One commentator even proposed that the nation’s wealthiest universities set aside 3 percent of their endowments to buy the New York Times.
Good luck with that. Industry fundamentals are corroding so rapidly that they will eat through even the noblest of cross-financing oblige. Newspapers, for one, are seeing the wholesale kneecapping of each ad driver, from classifieds to inserts to department store and car dealer whole-pagers.
Consider what craigslist alone has done to the staple help-wanted ad. At the Washington Post, a 10-day placement that runs both in print and online costs $500; a 30-day run on craigslist costs $25. The Philadelphia Inquirer has duly seen classified employment revenue fall to $35 million last year from almost four times as much in 2000. And we didn’t even mention the siphons that are eBay, Google, and Monster.com.

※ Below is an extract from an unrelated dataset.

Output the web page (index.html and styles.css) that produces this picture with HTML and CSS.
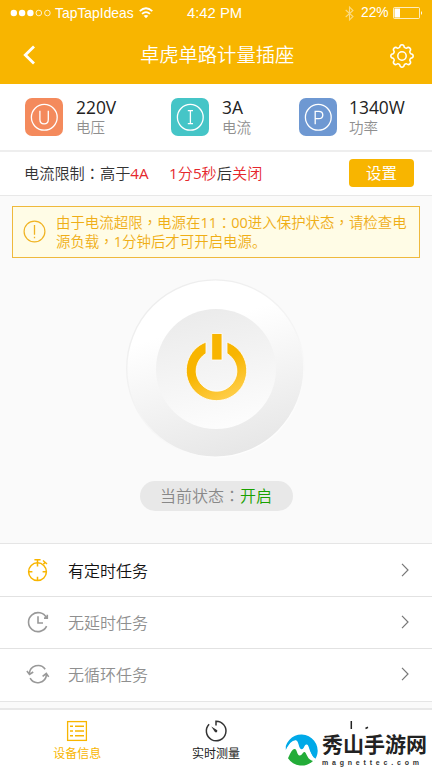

Last year, reporters at the Los Angeles Times, Baltimore Sun, and other Tribune titles hoped that billionaire real-estate mogul Sam Zell would rescue them from bean-counting hell. One debt-saddled buyout later, Zell is taking a machete to payrolls, pages, and pencils and staplers. Rupert Murdoch is asserting his personal imprimatur on his newly acquired Wall Street Journal, disabusing his minions of the notion that he would be a hands-off sponsor. Not even family ownership has buffered the rarified New York Times from layoffs. Too often, restructuring begets thinner issues larded with generic newswire copy — hardly the recipe to bring back readership and ads.
Fine, if all that won’t save us, then going wholeheartedly digital surely will, right? After all, advertisers are mass-migrating to the Internet.
But it is also delusional to think that online advertising can bankroll the costly newsgathering architecture specifically built around expensive print ads. Following the money, we again look at the storied Washington Post. According to the American Journalism Review, the Post’s total 2006 revenue of $676 million is on track to fall 29 percent by 2010 and 37 percent five years after that. Online gains wouldn’t even begin to compensate for print losses until 2015, and it could take well past the year 2020 just for the Post’s total revenue to round trip to where it is now. All manner of publications are on a similar trajectory.
And going “all-in online” has peculiar cultural drawbacks. I’ve never worked at a magazine or newspaper where print writers gleefully did stories for their Web site. Why bust your tail to do a story for an ephemeral link, the thinking goes, when a print byline still carries all the glory, and prized sources would rather see their names on paper?
Many writers and editors also don’t buy the cost accounting, or lack thereof, in grand proclamations of online profitability. Do publications’ Web sites honestly factor in the cost of print-side staffers’ work? Could these supposedly self-contained businesses be cut loose and thrive on their own? The top editor of the New York Times was surely mulling all this when he characterized his online strategic conundrum as “fake it till you make it.”
Maybe the whole concept of advertising is now vastly overrated. Think about it: How many Web plug-ins do you use to block pop-ups? Don’t you look away, or shift to e-mail, when a news site’s video starts with a 15-second brokerage ad? What did we ever do before we could TiVo past the 18 minutes of hawking that accompanies every 42 minutes of ABC’s Lost? Can journalism really rebuild its business on that shifting, shrinking foundation?
For my money (literally), our original sin was decades of letting everyone view journalism as a free or — at 25 cents to a few bucks — largely free service. Why, in the dawn of Netscape, did major magazines and newspapers rush to post so much of their hard-won content when they survived on newsstand and subscription dollars? Did they really think the dog was going to give back that bone? “The quid pro quo of payment for services rendered newsgathering has been severed,” explains Craig Moffett (MBA ’89), a media analyst with Bernstein Research. “A high-cost business model like journalism can’t compete with ‘free.’ ”
Blogospheric musing might well thrive in the interim, but only as long as it can crib from a shrinking pool of professional newsgathering. The true reckoning arrives when readers will have no choice but to pay — and pay more — for the precious little quality that survives this news depression.
Any honest reporter will tell you as much. After all, at the newsroom watercooler (is it still there?) and in this bottom-line world, we all think we’re MBAs.
— Roben Farzad is a senior writer at BusinessWeek.